Conrad Roy Jr, the dead teen’s father, said seeing Carter brought to justice ‘doesn’t matter.’ He added, ‘Nothing’s going to bring my son back.’

St Denis, however, said she was both ‘surprised’ and ‘satisfied’ that Carter was convicted and given prison time for her son’s death. 

‘I wish I knew how he felt when she was messaging that whole month [before Conrad died],’ she said. ‘I wish I knew what he was thinking. Was she really a friend, or did she really care about him? I mean, for someone to do what she did, how could he think that she cared?’ 

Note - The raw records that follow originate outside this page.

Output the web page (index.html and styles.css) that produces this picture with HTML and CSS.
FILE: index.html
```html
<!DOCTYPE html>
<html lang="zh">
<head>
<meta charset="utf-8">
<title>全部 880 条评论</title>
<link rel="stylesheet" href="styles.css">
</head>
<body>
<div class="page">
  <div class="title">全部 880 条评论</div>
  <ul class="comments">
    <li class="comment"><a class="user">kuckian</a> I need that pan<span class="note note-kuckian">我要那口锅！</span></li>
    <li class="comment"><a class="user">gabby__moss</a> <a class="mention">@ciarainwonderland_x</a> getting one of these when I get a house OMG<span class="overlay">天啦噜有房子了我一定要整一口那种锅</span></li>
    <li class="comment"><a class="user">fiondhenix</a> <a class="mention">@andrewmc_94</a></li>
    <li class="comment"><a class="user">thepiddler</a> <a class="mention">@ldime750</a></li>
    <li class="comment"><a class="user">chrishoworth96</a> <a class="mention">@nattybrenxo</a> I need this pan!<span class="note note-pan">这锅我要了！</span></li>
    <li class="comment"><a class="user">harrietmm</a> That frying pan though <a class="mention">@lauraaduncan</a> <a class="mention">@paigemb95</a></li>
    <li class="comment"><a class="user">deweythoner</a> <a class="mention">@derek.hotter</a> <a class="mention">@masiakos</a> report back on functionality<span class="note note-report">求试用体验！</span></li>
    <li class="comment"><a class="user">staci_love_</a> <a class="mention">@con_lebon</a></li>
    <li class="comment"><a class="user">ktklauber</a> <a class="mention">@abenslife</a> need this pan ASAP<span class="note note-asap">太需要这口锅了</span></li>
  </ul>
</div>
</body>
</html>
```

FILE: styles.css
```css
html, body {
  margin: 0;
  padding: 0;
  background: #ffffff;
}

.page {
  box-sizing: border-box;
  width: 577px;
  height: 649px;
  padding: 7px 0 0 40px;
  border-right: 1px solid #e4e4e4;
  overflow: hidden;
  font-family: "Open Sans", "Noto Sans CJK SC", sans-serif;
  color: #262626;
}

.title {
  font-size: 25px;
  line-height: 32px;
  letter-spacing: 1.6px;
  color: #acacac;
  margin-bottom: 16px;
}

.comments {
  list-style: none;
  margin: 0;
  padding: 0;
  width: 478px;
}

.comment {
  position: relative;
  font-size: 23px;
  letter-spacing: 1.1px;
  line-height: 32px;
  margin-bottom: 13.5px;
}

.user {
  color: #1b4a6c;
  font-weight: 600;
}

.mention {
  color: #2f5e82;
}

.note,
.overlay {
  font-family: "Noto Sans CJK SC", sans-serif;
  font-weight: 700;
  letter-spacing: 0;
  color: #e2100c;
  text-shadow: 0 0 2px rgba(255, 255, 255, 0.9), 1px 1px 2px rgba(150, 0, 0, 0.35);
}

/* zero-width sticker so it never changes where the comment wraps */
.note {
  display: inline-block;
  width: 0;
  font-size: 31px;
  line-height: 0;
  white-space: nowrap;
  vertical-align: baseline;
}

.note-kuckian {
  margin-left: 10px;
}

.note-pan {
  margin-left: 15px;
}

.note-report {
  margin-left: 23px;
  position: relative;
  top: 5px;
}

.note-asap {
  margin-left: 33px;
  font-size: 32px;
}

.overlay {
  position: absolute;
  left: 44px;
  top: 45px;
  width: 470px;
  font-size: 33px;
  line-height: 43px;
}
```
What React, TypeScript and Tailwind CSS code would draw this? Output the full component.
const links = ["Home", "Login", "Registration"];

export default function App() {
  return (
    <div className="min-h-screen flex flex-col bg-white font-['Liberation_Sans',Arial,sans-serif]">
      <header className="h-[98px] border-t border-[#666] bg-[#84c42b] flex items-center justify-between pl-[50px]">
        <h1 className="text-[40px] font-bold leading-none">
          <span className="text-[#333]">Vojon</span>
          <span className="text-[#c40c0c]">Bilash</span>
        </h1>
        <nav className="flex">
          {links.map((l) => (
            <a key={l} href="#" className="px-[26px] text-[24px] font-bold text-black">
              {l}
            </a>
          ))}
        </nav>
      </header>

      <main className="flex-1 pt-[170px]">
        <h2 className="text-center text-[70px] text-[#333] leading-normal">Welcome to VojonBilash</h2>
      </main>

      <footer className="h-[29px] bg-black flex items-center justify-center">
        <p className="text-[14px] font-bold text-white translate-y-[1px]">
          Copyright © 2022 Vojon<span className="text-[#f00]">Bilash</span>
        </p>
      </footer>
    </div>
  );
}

St Denis’ said her focus now is not on Carter, but on her work lobbying for the passage of Conrad’s Law, which would make Massachusetts the 43rd state to criminalize suicide coercion and make it punishable by up to five years in prison. 

‘He was just a vulnerable teenager that suffered from social anxiety and depression,’ she said. ‘I don’t want another family to deal with what I had to deal with.’

The grieving mom said she is hopeful that the star-studded Hulu show would bring attention to her efforts to have Conrad’s Law passed.